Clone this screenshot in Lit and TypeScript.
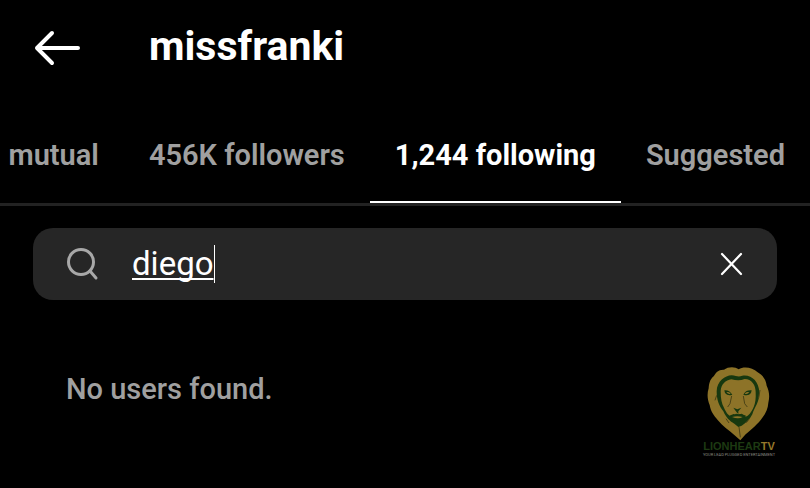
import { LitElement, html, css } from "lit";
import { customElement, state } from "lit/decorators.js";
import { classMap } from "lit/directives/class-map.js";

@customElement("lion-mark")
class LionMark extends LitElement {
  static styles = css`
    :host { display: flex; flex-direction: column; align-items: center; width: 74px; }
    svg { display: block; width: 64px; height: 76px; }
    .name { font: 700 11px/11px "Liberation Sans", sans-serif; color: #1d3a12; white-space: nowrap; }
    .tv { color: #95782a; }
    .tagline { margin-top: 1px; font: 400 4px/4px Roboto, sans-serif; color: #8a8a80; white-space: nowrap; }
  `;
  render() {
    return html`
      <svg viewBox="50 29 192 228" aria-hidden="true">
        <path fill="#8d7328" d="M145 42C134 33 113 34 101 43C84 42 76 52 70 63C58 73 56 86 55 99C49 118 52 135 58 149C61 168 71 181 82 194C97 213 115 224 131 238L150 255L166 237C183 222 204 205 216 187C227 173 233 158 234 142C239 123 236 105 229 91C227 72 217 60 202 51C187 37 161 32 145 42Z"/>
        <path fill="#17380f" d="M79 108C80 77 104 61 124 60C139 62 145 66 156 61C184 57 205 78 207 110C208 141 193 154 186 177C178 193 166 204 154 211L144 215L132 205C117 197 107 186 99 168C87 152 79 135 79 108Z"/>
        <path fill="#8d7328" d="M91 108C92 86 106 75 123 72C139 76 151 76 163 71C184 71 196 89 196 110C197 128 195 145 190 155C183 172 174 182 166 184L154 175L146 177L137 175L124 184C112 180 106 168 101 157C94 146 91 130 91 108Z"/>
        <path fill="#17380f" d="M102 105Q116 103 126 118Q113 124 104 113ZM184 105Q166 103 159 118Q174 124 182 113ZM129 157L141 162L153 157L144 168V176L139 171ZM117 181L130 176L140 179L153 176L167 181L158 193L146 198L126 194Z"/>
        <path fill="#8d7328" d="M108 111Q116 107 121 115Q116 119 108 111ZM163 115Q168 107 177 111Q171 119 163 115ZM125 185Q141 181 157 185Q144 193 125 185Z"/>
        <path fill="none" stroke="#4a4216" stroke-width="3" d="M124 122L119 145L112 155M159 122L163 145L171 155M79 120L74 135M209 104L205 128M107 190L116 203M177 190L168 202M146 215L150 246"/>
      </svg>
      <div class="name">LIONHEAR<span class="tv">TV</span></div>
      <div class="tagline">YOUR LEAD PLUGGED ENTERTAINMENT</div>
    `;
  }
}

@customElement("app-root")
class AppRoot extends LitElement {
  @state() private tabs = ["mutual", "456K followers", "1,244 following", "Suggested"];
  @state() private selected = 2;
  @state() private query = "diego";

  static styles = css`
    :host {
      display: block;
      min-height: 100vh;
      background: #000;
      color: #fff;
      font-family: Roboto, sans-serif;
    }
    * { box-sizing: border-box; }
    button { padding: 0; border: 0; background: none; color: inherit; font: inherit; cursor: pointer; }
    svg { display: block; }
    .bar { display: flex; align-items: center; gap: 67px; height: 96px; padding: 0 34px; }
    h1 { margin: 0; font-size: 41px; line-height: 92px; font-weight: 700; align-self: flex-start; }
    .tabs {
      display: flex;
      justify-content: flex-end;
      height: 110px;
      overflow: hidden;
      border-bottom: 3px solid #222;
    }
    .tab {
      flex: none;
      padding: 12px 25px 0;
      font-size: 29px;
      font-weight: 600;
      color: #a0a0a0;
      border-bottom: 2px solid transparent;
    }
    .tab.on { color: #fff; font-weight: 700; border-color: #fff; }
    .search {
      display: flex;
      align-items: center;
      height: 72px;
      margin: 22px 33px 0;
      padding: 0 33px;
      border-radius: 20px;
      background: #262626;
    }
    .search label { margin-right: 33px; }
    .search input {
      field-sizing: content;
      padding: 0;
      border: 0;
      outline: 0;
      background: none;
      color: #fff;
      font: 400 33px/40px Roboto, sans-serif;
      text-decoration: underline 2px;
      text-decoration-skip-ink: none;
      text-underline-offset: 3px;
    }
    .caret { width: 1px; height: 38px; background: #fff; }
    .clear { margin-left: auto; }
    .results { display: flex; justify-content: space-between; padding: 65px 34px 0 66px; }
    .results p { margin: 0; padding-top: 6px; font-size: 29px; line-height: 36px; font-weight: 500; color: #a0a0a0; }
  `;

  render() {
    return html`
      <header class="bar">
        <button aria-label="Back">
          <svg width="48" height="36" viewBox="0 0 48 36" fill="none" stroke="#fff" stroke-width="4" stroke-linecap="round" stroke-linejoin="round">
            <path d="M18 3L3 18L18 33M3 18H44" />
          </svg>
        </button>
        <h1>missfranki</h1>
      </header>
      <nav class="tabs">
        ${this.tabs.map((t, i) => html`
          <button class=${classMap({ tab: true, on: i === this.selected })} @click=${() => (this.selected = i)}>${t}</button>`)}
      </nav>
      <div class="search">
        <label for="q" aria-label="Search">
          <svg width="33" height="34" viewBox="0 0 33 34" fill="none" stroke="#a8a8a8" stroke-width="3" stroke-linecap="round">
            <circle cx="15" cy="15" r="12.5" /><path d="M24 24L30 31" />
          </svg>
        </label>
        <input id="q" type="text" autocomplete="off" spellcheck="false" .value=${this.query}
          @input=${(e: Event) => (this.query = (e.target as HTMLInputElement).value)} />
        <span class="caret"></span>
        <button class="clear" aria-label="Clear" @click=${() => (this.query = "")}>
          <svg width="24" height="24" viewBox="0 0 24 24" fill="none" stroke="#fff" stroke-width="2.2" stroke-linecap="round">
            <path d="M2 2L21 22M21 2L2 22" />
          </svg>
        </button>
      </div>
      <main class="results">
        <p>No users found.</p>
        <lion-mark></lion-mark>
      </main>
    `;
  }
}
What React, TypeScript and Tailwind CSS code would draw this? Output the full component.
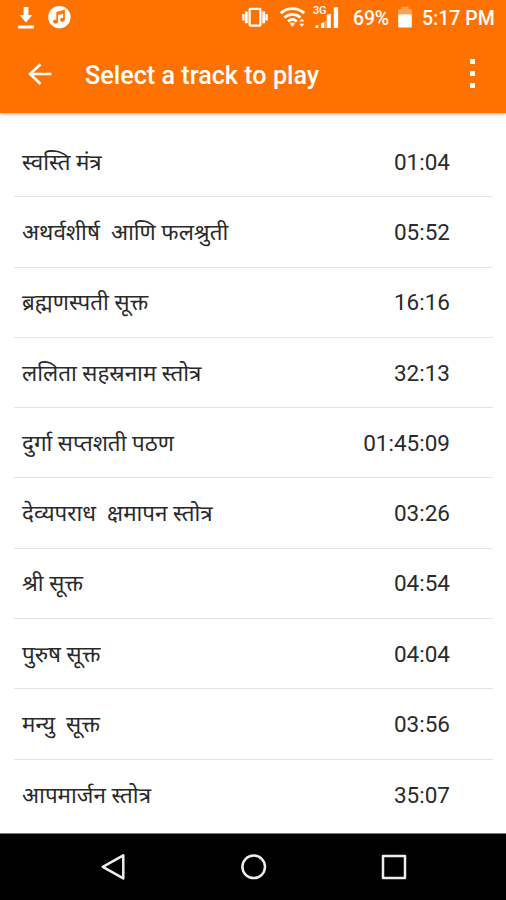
::::::
*Task brief*:
Transcribe every line in the entries above, taking out only the images.

*Problem solution*:
Clone this screenshot in Lit and TypeScript.
import { LitElement, html, css } from "lit";
import { customElement, state } from "lit/decorators.js";
import { classMap } from "lit/directives/class-map.js";

@customElement("lion-mark")
class LionMark extends LitElement {
  static styles = css`
    :host { display: flex; flex-direction: column; align-items: center; width: 74px; }
    svg { display: block; width: 64px; height: 76px; }
    .name { font: 700 11px/11px "Liberation Sans", sans-serif; color: #1d3a12; white-space: nowrap; }
    .tv { color: #95782a; }
    .tagline { margin-top: 1px; font: 400 4px/4px Roboto, sans-serif; color: #8a8a80; white-space: nowrap; }
  `;
  render() {
    return html`
      <svg viewBox="50 29 192 228" aria-hidden="true">
        <path fill="#8d7328" d="M145 42C134 33 113 34 101 43C84 42 76 52 70 63C58 73 56 86 55 99C49 118 52 135 58 149C61 168 71 181 82 194C97 213 115 224 131 238L150 255L166 237C183 222 204 205 216 187C227 173 233 158 234 142C239 123 236 105 229 91C227 72 217 60 202 51C187 37 161 32 145 42Z"/>
        <path fill="#17380f" d="M79 108C80 77 104 61 124 60C139 62 145 66 156 61C184 57 205 78 207 110C208 141 193 154 186 177C178 193 166 204 154 211L144 215L132 205C117 197 107 186 99 168C87 152 79 135 79 108Z"/>
        <path fill="#8d7328" d="M91 108C92 86 106 75 123 72C139 76 151 76 163 71C184 71 196 89 196 110C197 128 195 145 190 155C183 172 174 182 166 184L154 175L146 177L137 175L124 184C112 180 106 168 101 157C94 146 91 130 91 108Z"/>
        <path fill="#17380f" d="M102 105Q116 103 126 118Q113 124 104 113ZM184 105Q166 103 159 118Q174 124 182 113ZM129 157L141 162L153 157L144 168V176L139 171ZM117 181L130 176L140 179L153 176L167 181L158 193L146 198L126 194Z"/>
        <path fill="#8d7328" d="M108 111Q116 107 121 115Q116 119 108 111ZM163 115Q168 107 177 111Q171 119 163 115ZM125 185Q141 181 157 185Q144 193 125 185Z"/>
        <path fill="none" stroke="#4a4216" stroke-width="3" d="M124 122L119 145L112 155M159 122L163 145L171 155M79 120L74 135M209 104L205 128M107 190L116 203M177 190L168 202M146 215L150 246"/>
      </svg>
      <div class="name">LIONHEAR<span class="tv">TV</span></div>
      <div class="tagline">YOUR LEAD PLUGGED ENTERTAINMENT</div>
    `;
  }
}

@customElement("app-root")
class AppRoot extends LitElement {
  @state() private tabs = ["mutual", "456K followers", "1,244 following", "Suggested"];
  @state() private selected = 2;
  @state() private query = "diego";

  static styles = css`
    :host {
      display: block;
      min-height: 100vh;
      background: #000;
      color: #fff;
      font-family: Roboto, sans-serif;
    }
    * { box-sizing: border-box; }
    button { padding: 0; border: 0; background: none; color: inherit; font: inherit; cursor: pointer; }
    svg { display: block; }
    .bar { display: flex; align-items: center; gap: 67px; height: 96px; padding: 0 34px; }
    h1 { margin: 0; font-size: 41px; line-height: 92px; font-weight: 700; align-self: flex-start; }
    .tabs {
      display: flex;
      justify-content: flex-end;
      height: 110px;
      overflow: hidden;
      border-bottom: 3px solid #222;
    }
    .tab {
      flex: none;
      padding: 12px 25px 0;
      font-size: 29px;
      font-weight: 600;
      color: #a0a0a0;
      border-bottom: 2px solid transparent;
    }
    .tab.on { color: #fff; font-weight: 700; border-color: #fff; }
    .search {
      display: flex;
      align-items: center;
      height: 72px;
      margin: 22px 33px 0;
      padding: 0 33px;
      border-radius: 20px;
      background: #262626;
    }
    .search label { margin-right: 33px; }
    .search input {
      field-sizing: content;
      padding: 0;
      border: 0;
      outline: 0;
      background: none;
      color: #fff;
      font: 400 33px/40px Roboto, sans-serif;
      text-decoration: underline 2px;
      text-decoration-skip-ink: none;
      text-underline-offset: 3px;
    }
    .caret { width: 1px; height: 38px; background: #fff; }
    .clear { margin-left: auto; }
    .results { display: flex; justify-content: space-between; padding: 65px 34px 0 66px; }
    .results p { margin: 0; padding-top: 6px; font-size: 29px; line-height: 36px; font-weight: 500; color: #a0a0a0; }
  `;

  render() {
    return html`
      <header class="bar">
        <button aria-label="Back">
          <svg width="48" height="36" viewBox="0 0 48 36" fill="none" stroke="#fff" stroke-width="4" stroke-linecap="round" stroke-linejoin="round">
            <path d="M18 3L3 18L18 33M3 18H44" />
          </svg>
        </button>
        <h1>missfranki</h1>
      </header>
      <nav class="tabs">
        ${this.tabs.map((t, i) => html`
          <button class=${classMap({ tab: true, on: i === this.selected })} @click=${() => (this.selected = i)}>${t}</button>`)}
      </nav>
      <div class="search">
        <label for="q" aria-label="Search">
          <svg width="33" height="34" viewBox="0 0 33 34" fill="none" stroke="#a8a8a8" stroke-width="3" stroke-linecap="round">
            <circle cx="15" cy="15" r="12.5" /><path d="M24 24L30 31" />
          </svg>
        </label>
        <input id="q" type="text" autocomplete="off" spellcheck="false" .value=${this.query}
          @input=${(e: Event) => (this.query = (e.target as HTMLInputElement).value)} />
        <span class="caret"></span>
        <button class="clear" aria-label="Clear" @click=${() => (this.query = "")}>
          <svg width="24" height="24" viewBox="0 0 24 24" fill="none" stroke="#fff" stroke-width="2.2" stroke-linecap="round">
            <path d="M2 2L21 22M21 2L2 22" />
          </svg>
        </button>
      </div>
      <main class="results">
        <p>No users found.</p>
        <lion-mark></lion-mark>
      </main>
    `;
  }
}
What React, TypeScript and Tailwind CSS code would draw this? Output the full component.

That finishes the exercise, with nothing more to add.